La mise en application de la nouvelle directive pour la sécurité des paiements, PSD2 (Payment Services Directive 2), initialement prévue le 14 septembre 2019, prendra désormais effet en janvier 2021.
Le principal enjeu de PSD2 est la mise en place de la Strong Customer Authentication (SCA), ou authentification forte du client. Sachant que seules 35% des entreprises du voyage et de l’hôtellerie y étaient prêtes en septembre dernier, le temps de répit accordé par les régulateurs européens ne sera pas de trop. [1]
Quelles sont les conséquences de PSD2 et de la SCA pour vos voyages d’affaires ?
Voici les challenges que votre entreprise doit surmonter d’ici décembre 2020, ainsi que de premières solutions pour vous y aider.
La directive européenne PSD2 suit la création des Third Party Provider, ou TPP, en 2017.
Les Third Party Provider sont de nouvelles entités non bancaires autorisées à valider un paiement. Elles sont particulièrement pertinentes lors des achats en ligne :
Aujourd’hui, les transactions en ligne font l’objet de nombreuses fraudes. Ce sont aux marchands de choisir s’il faut enclencher (ou non) la procédure 3-D Secure avant de valider un paiement. C’est pourquoi PDS2 entend mettre en place un protocole réglementé afin de sécuriser les paiements.
Ce protocole est l’authentification forte, ou SCA (Strong Customer Authentication).
La SCA consiste à vérifier l’identité du titulaire du compte bancaire en exigeant la validation de deux facteurs d’authentification. Ces derniers doivent appartenir à deux catégories de facteurs distinctes, parmi les trois catégories suivantes :
Ce nouveau protocole risque de compliquer les procédures de paiement, aussi bien pour les marchands que pour les intermédiaires et les clients.
Et les transactions liées aux voyages d’affaires sont en première ligne.
La transition vers PSD2 est particulièrement appréhendée dans le domaine des voyages d’affaires.
Avec des réservations de voyages en ligne de l’ordre de 180 milliards d’euros en Europe, l’impact économique d’une transition mal menée vers PSD2 serait conséquent.

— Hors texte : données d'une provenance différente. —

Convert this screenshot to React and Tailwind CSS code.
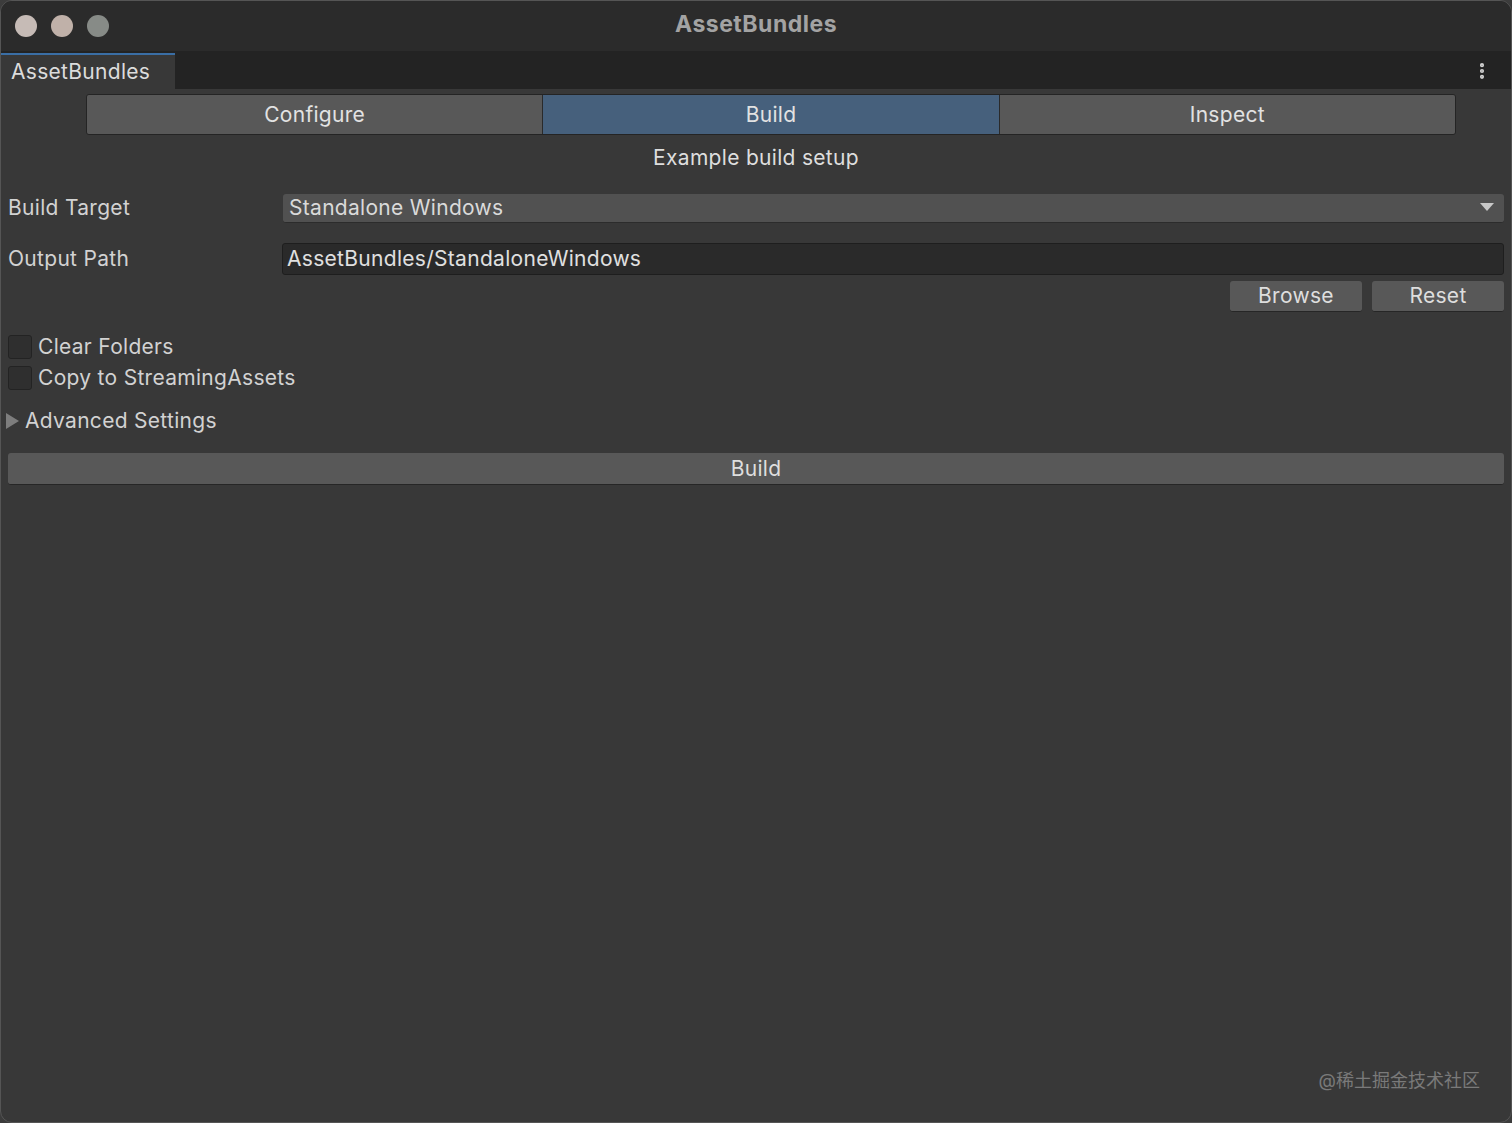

Voici les risques inhérents à la transformation de la procédure de paiement pour les voyages d’affaires.
Les acteurs de l’industrie des voyages d’affaires sont pessimistes. Deux tiers des agences de voyages redoutent un impact négatif de PSD2 sur les ventes en ligne. [1]
Le manque de préparation des entreprises face à l’authentification forte explique en partie ces craintes.
En effet, si les voyageurs d’affaires ne sont pas préparés à la SCA ou si l’expérience utilisateur se dégrade, de nombreuses réservations en ligne risquent d’être abandonnées en cours de route au profit d’autres méthodes de réservation ne nécessitant pas de SCA.
Des études prédisent 10 à 20% d’augmentation du taux d’abandon et une perte de 57 milliards d’euros en Union Européenne dans l’année suivant la mise en place de la SCA. [2] [3]
Heureusement, les parcours d’authentification sont conçus pour être fluides et ne pas coûter trop d’efforts côté utilisateur.
Par exemple, il est très simple pour le voyageur d’affaires d’ouvrir son application de paiement sur son téléphone (facteur 1 : possession) et de la déverrouiller par empreinte digitale (facteur 2 : inhérence).
Cependant, d’autres éléments sont de potentiels facteurs d’abandon en cours de paiement :
1. Le manque de sensibilisation des voyageurs d’affaires. Le voyageur d’affaires mal informé au sujet de la SCA risque d’être surpris. Quelles données est-il autorisé à fournir face à une demande de validation inhabituelle ? Comment doit-il réagir face à un refus de paiement ?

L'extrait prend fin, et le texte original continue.